Wednesday, August 20, 2008

Spintronics Goes Organic

Measuring spin in an organic LED is an important step toward a spintronic device.

By Prachi Patel-Predd

In a spin: Physicists Christoph Boehme (right) and John Lupton have found a way to control an electric current in an organic LED by changing the spin state of electrons in the material. This is a first step toward small, fast spintronic devices made from organic semiconductors. Credit: University of Utah

In electronic circuits, transistors and memory devices process and store an electron's charge. Manipulating another property of electrons, the quantum-mechanical phenomenon known as spin, could lead to faster, smaller, and more energy-efficient computers. University of Utah researchers have now taken a first step toward "spintronic" devices made from organic materials, which should be cheaper and easier to make than with materials used so far.

In a paper published in Nature Materials, the researchers outline a novel experiment that allowed them to measure the electron spins in an organic light-emitting diode (OLED). Using a magnetic field, they were able to control the material's spin state, which also changed the electric current coming out of the device.

A practical spintronic device would have to use electric current to control and read spins. Even though the Utah researchers used a magnetic field to control the spin, their work demonstrates the possibility of spintronics in organic semiconductors, says Johan van Tol, who does spintronic research at the National High Magnetic Field Laboratory in Tallahassee, FL. "Manipulating spin has been done in other materials, but not in these kind of polymers," he says.

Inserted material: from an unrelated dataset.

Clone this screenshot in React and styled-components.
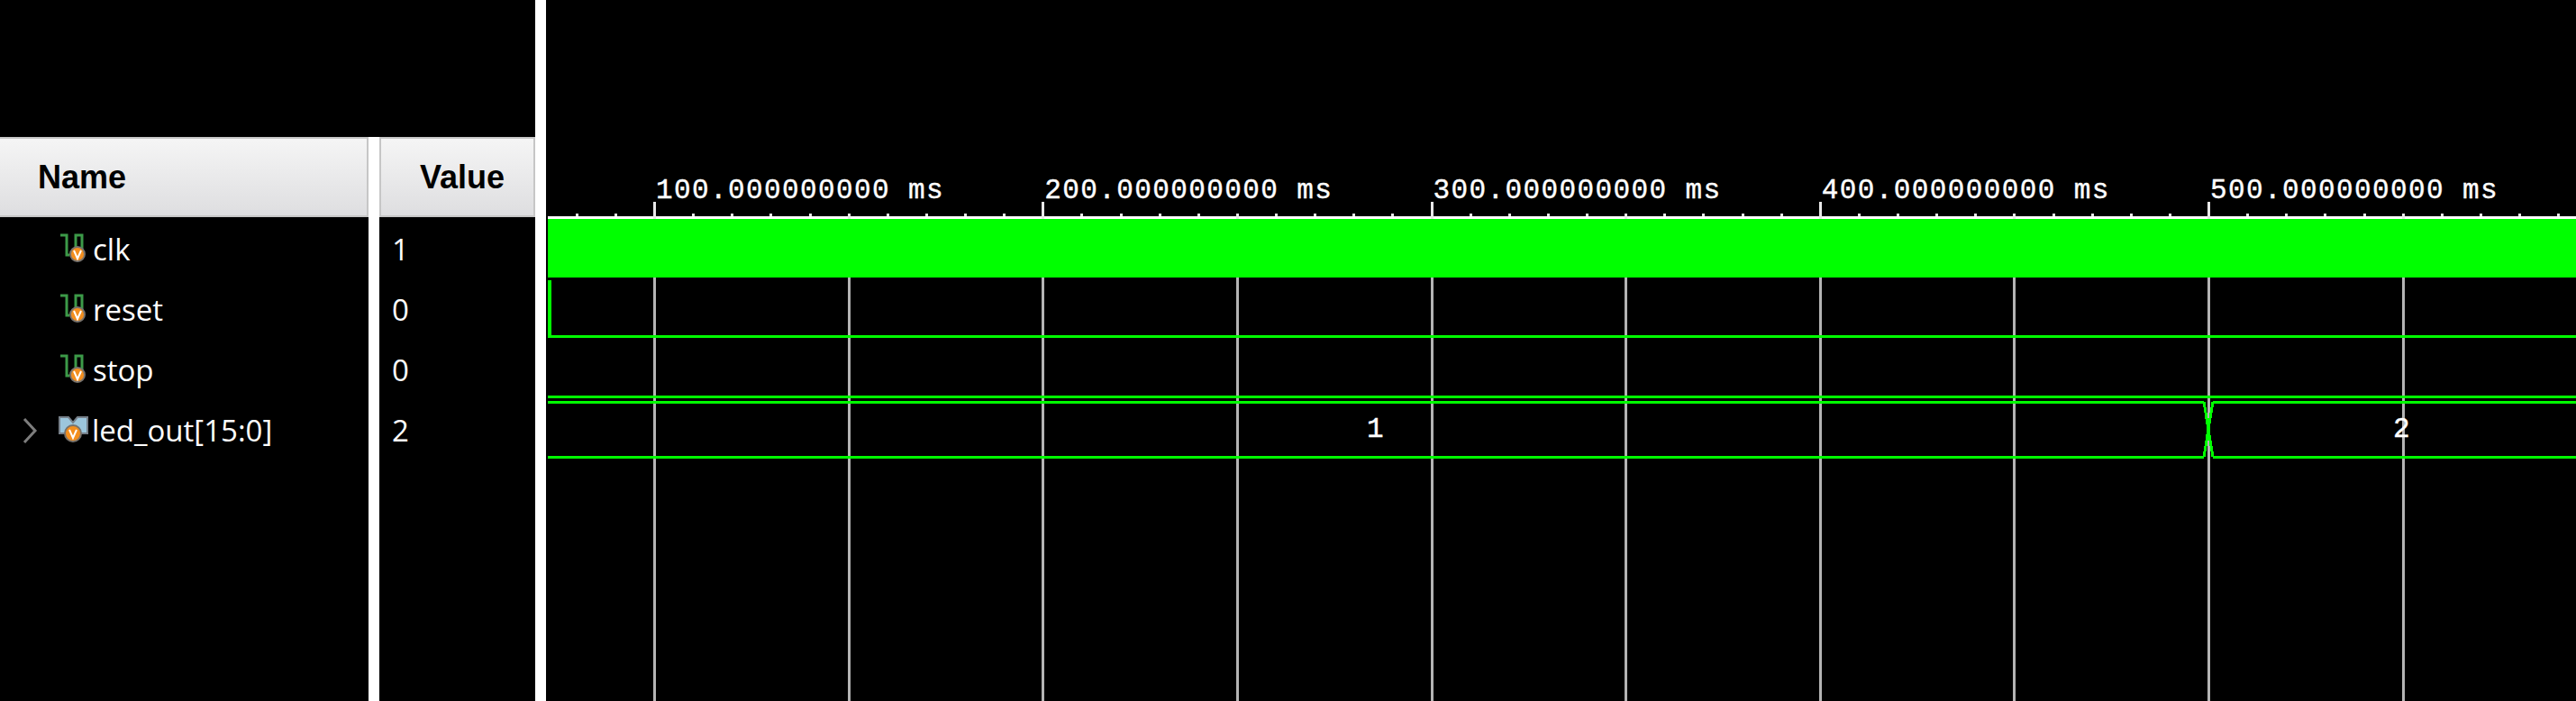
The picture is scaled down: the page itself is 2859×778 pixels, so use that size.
import React from "react";
import styled, { createGlobalStyle } from "styled-components";

const Global = createGlobalStyle`
  html, body { margin: 0; padding: 0; background: #000; overflow: hidden; }
  #root { width: 2859px; height: 778px; }
`;

const Page = styled.div`
  display: flex;
  width: 2859px;
  height: 778px;
  background: #000;
`;

const Column = styled.div`
  display: flex;
  flex-direction: column;
  flex: none;
  width: ${(p) => p.$width}px;
  padding-top: 152px;
  box-sizing: border-box;
`;

const Splitter = styled.div`
  flex: none;
  width: ${(p) => p.$width}px;
  margin-top: ${(p) => p.$top || 0}px;
  background: ${(p) => p.$color || "#fff"};
`;

const Header = styled.div`
  display: flex;
  align-items: center;
  box-sizing: border-box;
  height: 89px;
  padding-left: ${(p) => p.$pad}px;
  padding-top: 1px;
  background: linear-gradient(#f5f5f5, #dedee0);
  border: 2px solid #c6c6c6;
  border-left: ${(p) => (p.$leftEdge ? "2px solid #c6c6c6" : "none")};
  font: bold 36px "Liberation Sans", Arial, sans-serif;
  color: #000;
`;

const Rows = styled.div`
  display: flex;
  flex-direction: column;
  padding-top: 2px;
`;

const Row = styled.div`
  display: flex;
  align-items: center;
  height: 67px;
  color: #fff;
  font: 33px "Open Sans", sans-serif;
  white-space: nowrap;
  padding-left: ${(p) => p.$pad || 0}px;
`;

const Expander = styled.svg`
  flex: none;
  width: 18px;
  height: 30px;
  margin: 0 23px 0 24px;
`;

const IconSlot = styled.svg`
  flex: none;
  width: ${(p) => p.$width}px;
  height: 36px;
  margin-left: ${(p) => p.$left}px;
`;

const Wave = styled.svg`
  flex: none;
  display: block;
  width: 2251px;
  height: 778px;
`;

const TimeLabel = styled.text`
  font-family: "Liberation Mono", monospace;
  font-size: 31px;
  letter-spacing: 1.4px;
  fill: #fff;
  stroke: #fff;
  stroke-width: 0.4px;
`;

const BusLabel = styled(TimeLabel)`
  letter-spacing: 0;
`;

const Badge = ({ cx, cy, r }) => (
  <>
    <circle cx={cx} cy={cy} r={r} fill="#f48f1e" stroke="#77726c" strokeWidth="2" />
    <path
      d={`M${cx - 4} ${cy - 4} L${cx} ${cy + 5} L${cx + 4} ${cy - 4}`}
      fill="none"
      stroke="#fff"
      strokeWidth="2"
    />
  </>
);

const BitIcon = () => (
  <IconSlot viewBox="0 0 36 36" $left={67} $width={36}>
    <path d="M0 2 H7 V24 H10 M17 24 V2 H24 V24" fill="none" stroke="#3c9a48" strokeWidth="3" />
    <Badge cx={19} cy={23} r={8} />
  </IconSlot>
);

const BusIcon = () => (
  <IconSlot viewBox="0 0 37 36" $left={0} $width={37}>
    <path d="M1 3 H11 L16 9 L21 3 H32 V21 H1 Z" fill="#9cc6dc" stroke="#77808a" strokeWidth="2" />
    <Badge cx={16} cy={21} r={9} />
  </IconSlot>
);

const X0 = 608;
const px = (x) => x - X0;
const ms = (t) => 294.75 + t * 4.3125;
const majors = [100, 200, 300, 400, 500];
const grid = [50, 100, 150, 200, 250, 300, 350, 400, 450, 500, 550];
const ticks = Array.from({ length: 60 }, (_, i) => i * 10).filter((t) => ms(t) >= X0);
const green = "#00ff00";

const signals = [
  { name: "clk", value: "1" },
  { name: "reset", value: "0" },
  { name: "stop", value: "0" },
];

export default function App() {
  return (
    <Page>
      <Global />
      <Column $width={409}>
        <Header $pad={42}>Name</Header>
        <Rows>
          {signals.map((s) => (
            <Row key={s.name}>
              <BitIcon />
              {s.name}
            </Row>
          ))}
          <Row>
            <Expander viewBox="0 0 18 30">
              <path d="M3 2 L15 15 L3 28" fill="none" stroke="#7d7d7d" strokeWidth="3" />
            </Expander>
            <BusIcon />
            led_out[15:0]
          </Row>
        </Rows>
      </Column>
      <Splitter $width={12} $top={152} />
      <Column $width={173}>
        <Header $pad={43} $leftEdge>Value</Header>
        <Rows>
          {[...signals.map((s) => s.value), "2"].map((v, i) => (
            <Row key={i} $pad={14}>
              {v}
            </Row>
          ))}
        </Rows>
      </Column>
      <Splitter $width={12} />
      <Splitter $width={2} $color="#000" />
      <Wave viewBox="0 0 2251 778" shapeRendering="crispEdges">
        {grid.map((t) => (
          <rect key={t} x={px(ms(t)) - 1} y={240} width={3} height={538} fill="#b4b4b4" />
        ))}
        <rect x={0} y={240} width={2251} height={3} fill="#fff" />
        {ticks.map((t) => (
          <rect key={t} x={px(ms(t)) - 1} y={237} width={3} height={3} fill="#e8e8e8" />
        ))}
        {grid.map((t) =>
          majors.includes(t) ? (
            <rect key={t} x={px(ms(t)) - 1} y={224} width={3} height={19} fill="#e8e8e8" />
          ) : (
            <rect key={t} x={px(ms(t)) - 1} y={237} width={3} height={6} fill="#e8e8e8" />
          )
        )}
        {majors.map((t) => (
          <TimeLabel key={t} x={px(ms(t)) + 2} y={220}>
            {t}.000000000 ms
          </TimeLabel>
        ))}
        <rect x={0} y={243} width={2251} height={65} fill={green} />
        <rect x={0} y={311} width={4} height={64} fill={green} />
        <rect x={0} y={372} width={2251} height={3} fill={green} />
        <rect x={0} y={439} width={2251} height={3} fill={green} />
        <rect x={0} y={445} width={1838} height={3} fill={green} />
        <rect x={1848} y={445} width={403} height={3} fill={green} />
        <rect x={0} y={506} width={1838} height={3} fill={green} />
        <rect x={1848} y={506} width={403} height={3} fill={green} />
        <path
          d="M1838 446 L1848 507 M1848 446 L1838 507"
          fill="none"
          stroke={green}
          strokeWidth="3"
        />
        <BusLabel x={909} y={485}>1</BusLabel>
        <BusLabel x={2048} y={485}>2</BusLabel>
      </Wave>
    </Page>
  );
}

Spintronic devices are most easily made from magnetic metals, and researchers have also reported advances in making them from conventional inorganic semiconductors such as silicon and gallium arsenide. But using organic semiconductors could have big advantages. "[Organic devices] are easy to make, easy to deposit and structure; it's all very cheap," says Christoph Boehme, an assistant professor of physics at Utah and a coauthor of the new paper. "You can deposit them on a flexible substrate, and you can deposit them with ink-jet printing."

Electron spin can take on one of two directions: up and down. In conventional electronic circuits, current flowing through a transistor represents a bit with a value of 1, while absence of current signifies a bit with a value of 0. In a spintronic device, 1 and 0 are represented by an up or down spin.